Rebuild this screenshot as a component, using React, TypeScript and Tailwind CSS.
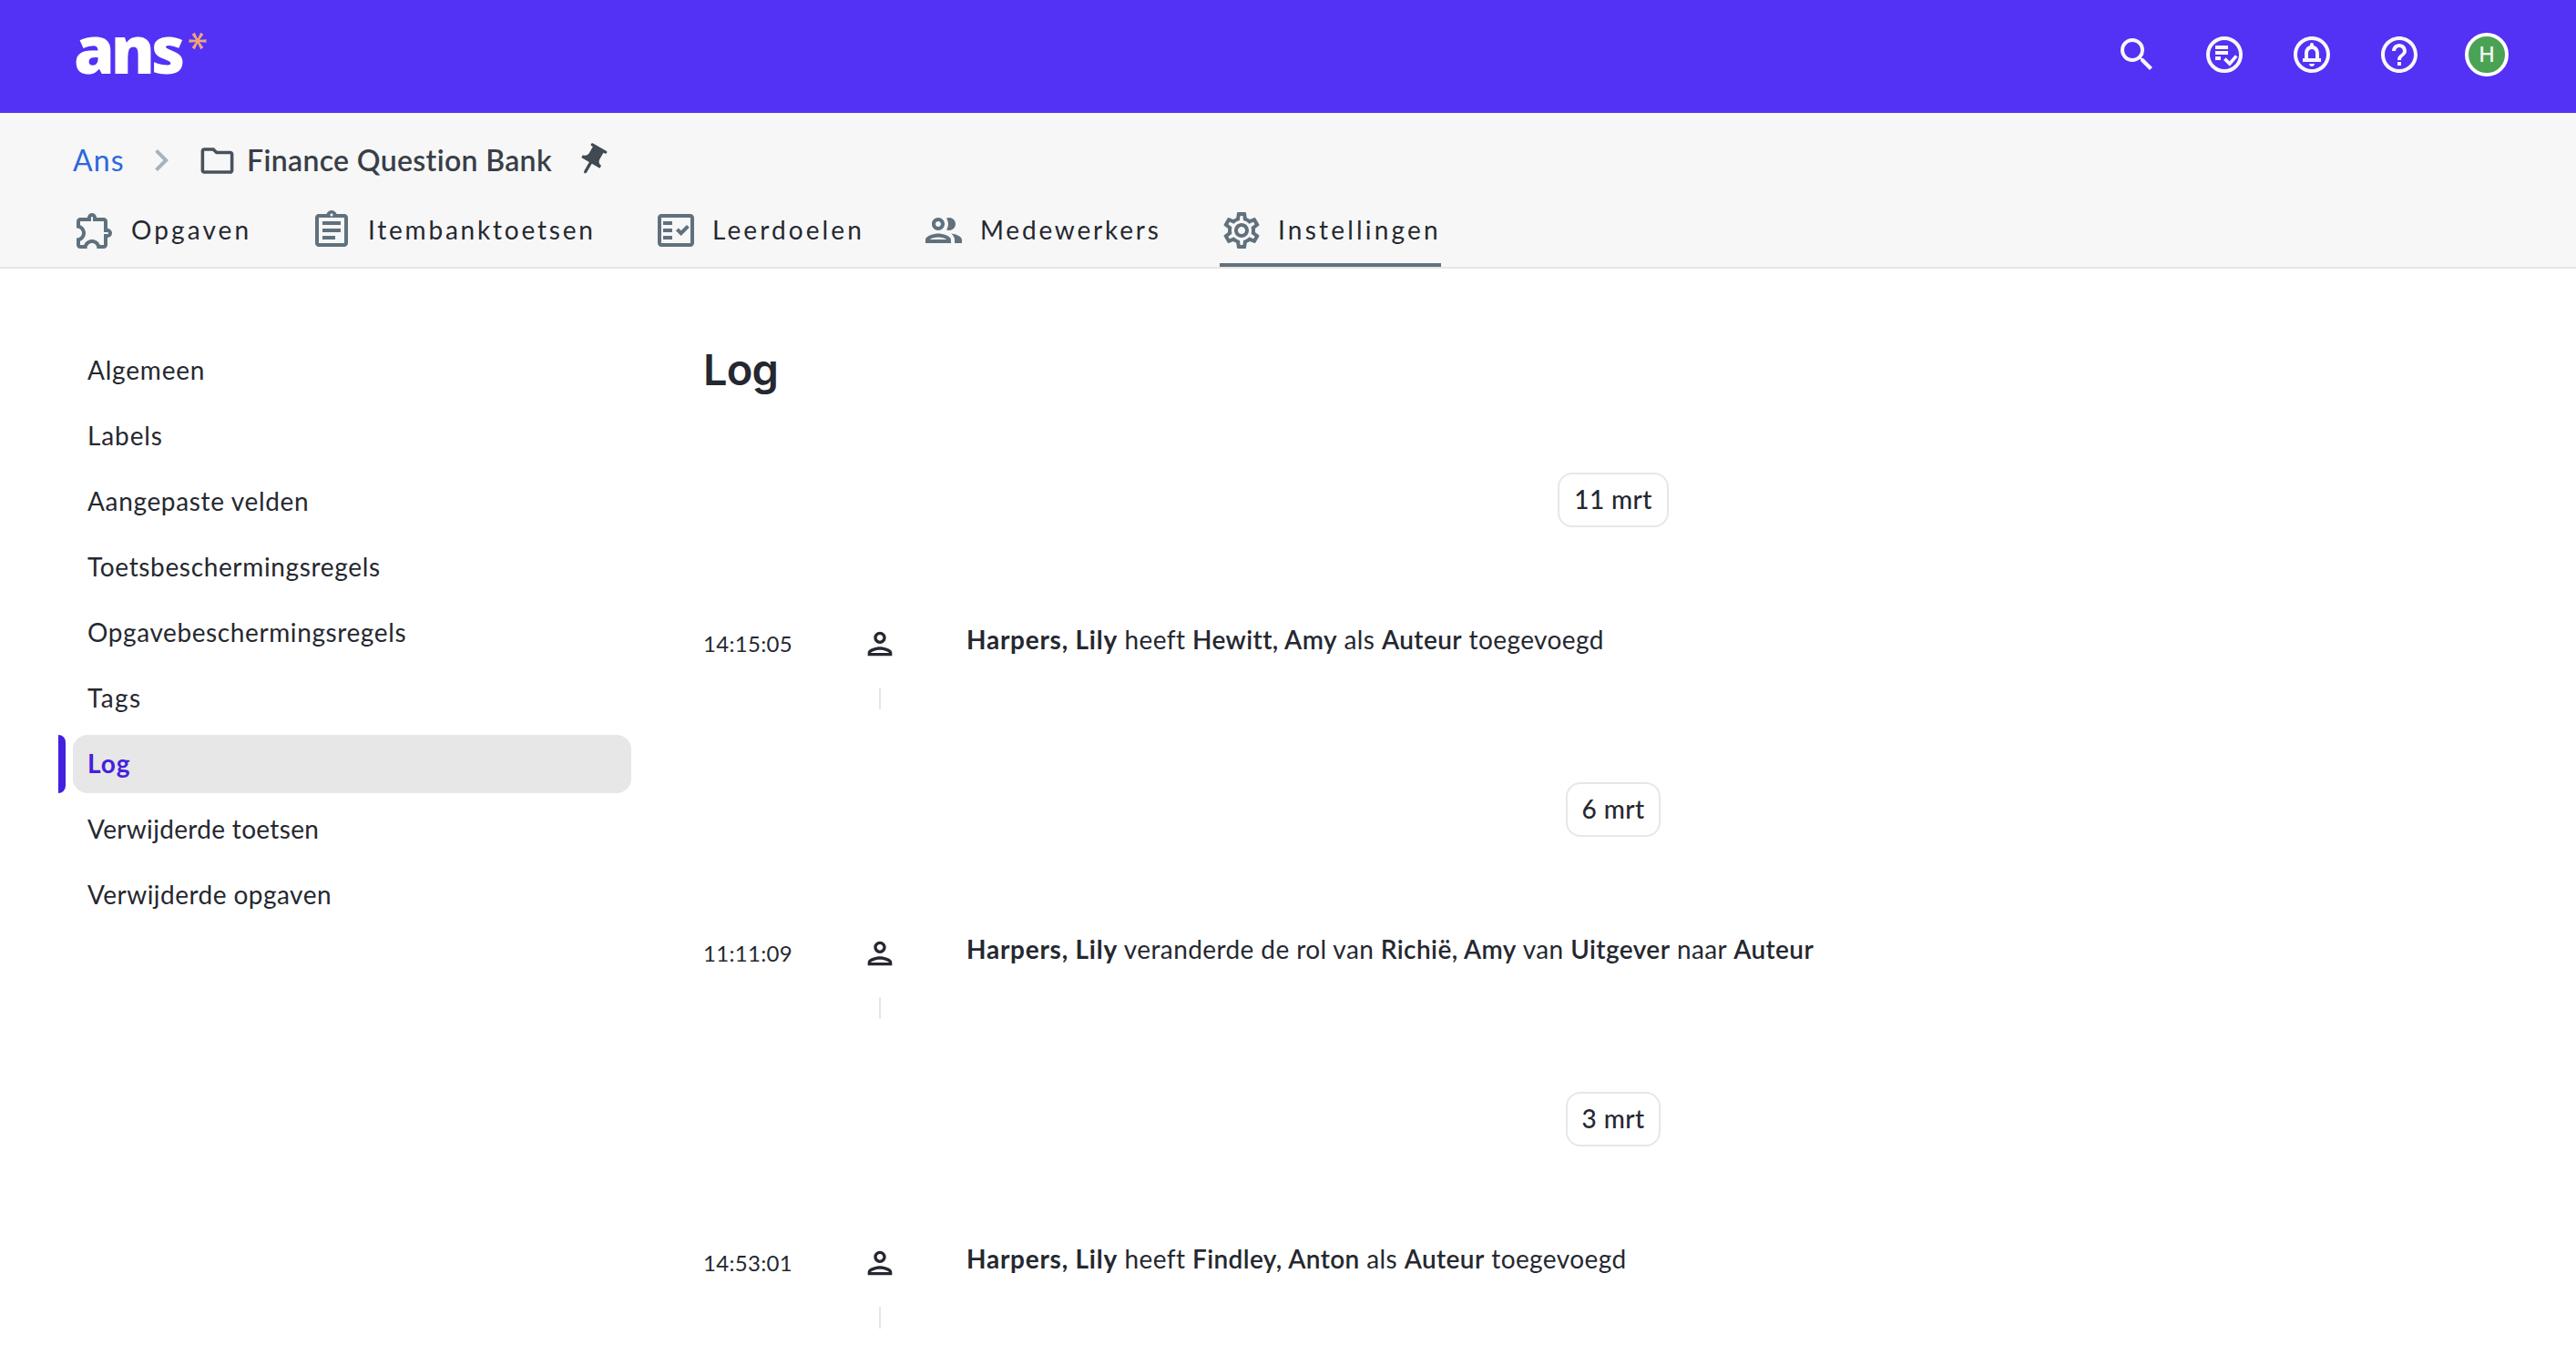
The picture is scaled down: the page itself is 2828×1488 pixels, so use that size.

▬▬▬▬▬▬▬▬▬▬

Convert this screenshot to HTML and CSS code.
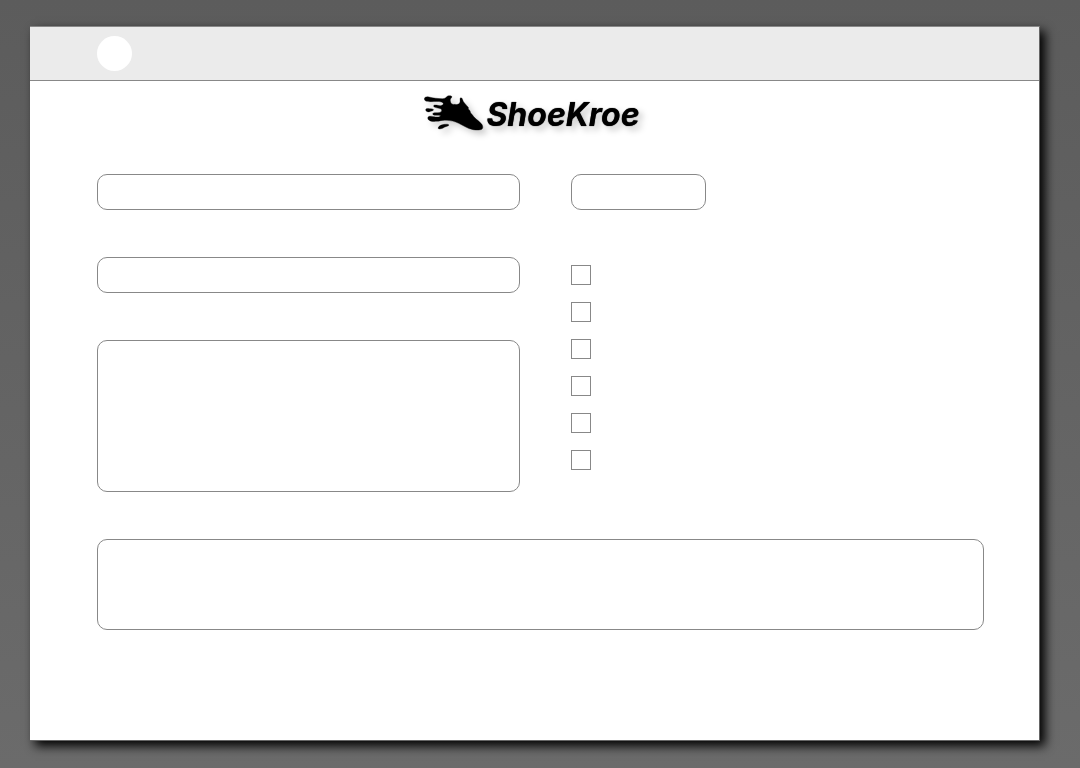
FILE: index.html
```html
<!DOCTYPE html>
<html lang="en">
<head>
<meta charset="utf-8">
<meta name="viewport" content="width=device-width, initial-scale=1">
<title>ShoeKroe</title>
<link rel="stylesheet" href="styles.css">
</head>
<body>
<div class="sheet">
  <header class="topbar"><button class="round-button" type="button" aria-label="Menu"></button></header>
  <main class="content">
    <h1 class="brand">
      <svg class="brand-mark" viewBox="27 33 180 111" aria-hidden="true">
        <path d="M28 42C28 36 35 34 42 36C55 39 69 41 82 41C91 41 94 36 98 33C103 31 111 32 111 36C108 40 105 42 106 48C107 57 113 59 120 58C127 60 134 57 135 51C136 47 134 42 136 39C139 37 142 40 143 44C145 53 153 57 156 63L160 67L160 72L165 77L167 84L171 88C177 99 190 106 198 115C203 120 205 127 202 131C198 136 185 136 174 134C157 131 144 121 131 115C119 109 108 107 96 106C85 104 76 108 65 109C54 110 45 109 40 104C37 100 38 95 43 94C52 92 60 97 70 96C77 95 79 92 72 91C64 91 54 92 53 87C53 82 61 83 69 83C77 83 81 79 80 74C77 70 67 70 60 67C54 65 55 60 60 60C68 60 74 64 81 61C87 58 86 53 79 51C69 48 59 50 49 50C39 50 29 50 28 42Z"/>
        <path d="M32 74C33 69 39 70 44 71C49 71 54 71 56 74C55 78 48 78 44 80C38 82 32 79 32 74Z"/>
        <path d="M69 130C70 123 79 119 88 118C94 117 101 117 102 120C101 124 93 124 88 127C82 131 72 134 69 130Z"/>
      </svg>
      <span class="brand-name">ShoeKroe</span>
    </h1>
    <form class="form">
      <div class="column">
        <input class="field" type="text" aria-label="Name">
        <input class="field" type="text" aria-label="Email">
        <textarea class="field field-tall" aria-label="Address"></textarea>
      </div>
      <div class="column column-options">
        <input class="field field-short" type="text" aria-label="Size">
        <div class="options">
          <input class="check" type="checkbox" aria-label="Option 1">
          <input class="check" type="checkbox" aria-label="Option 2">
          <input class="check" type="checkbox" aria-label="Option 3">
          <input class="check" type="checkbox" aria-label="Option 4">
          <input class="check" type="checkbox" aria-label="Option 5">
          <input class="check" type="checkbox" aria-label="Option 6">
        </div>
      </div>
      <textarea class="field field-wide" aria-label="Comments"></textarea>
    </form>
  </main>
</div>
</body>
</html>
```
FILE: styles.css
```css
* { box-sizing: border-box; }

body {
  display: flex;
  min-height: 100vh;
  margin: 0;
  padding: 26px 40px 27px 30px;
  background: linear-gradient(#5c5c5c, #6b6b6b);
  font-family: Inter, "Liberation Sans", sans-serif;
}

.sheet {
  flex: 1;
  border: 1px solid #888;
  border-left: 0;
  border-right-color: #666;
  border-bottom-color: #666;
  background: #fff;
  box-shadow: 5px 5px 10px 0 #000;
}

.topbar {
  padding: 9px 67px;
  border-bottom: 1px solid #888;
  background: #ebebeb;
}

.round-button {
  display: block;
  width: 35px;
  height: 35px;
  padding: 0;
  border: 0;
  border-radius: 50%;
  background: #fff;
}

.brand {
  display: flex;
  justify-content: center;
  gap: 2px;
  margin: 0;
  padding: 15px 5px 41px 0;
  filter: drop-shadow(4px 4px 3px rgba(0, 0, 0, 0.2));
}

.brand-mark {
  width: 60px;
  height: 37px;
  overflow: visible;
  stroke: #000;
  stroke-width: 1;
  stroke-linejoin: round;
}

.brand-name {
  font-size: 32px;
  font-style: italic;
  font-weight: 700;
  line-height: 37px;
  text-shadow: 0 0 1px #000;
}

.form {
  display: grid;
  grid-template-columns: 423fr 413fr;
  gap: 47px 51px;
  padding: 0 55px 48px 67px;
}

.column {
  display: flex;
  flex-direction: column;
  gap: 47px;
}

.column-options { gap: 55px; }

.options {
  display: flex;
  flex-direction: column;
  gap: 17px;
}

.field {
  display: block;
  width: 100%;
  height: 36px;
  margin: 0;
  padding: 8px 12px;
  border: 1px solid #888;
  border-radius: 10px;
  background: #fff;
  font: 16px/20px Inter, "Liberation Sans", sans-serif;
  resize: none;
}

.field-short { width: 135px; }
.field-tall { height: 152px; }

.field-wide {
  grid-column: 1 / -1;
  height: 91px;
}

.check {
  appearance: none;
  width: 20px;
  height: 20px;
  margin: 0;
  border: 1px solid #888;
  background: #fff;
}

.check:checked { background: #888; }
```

▬▬▬▬▬▬▬▬▬▬

- **Objective**: Between the line with "Rebuild this screenshot" and the line with "The picture is", ends included, lies the span to copy exactly; copy nothing else and leave out the pictures.

- **Output for this task**:
Rebuild this screenshot as a component, using React, TypeScript and Tailwind CSS.
The picture is scaled down: the page itself is 2828×1488 pixels, so use that size.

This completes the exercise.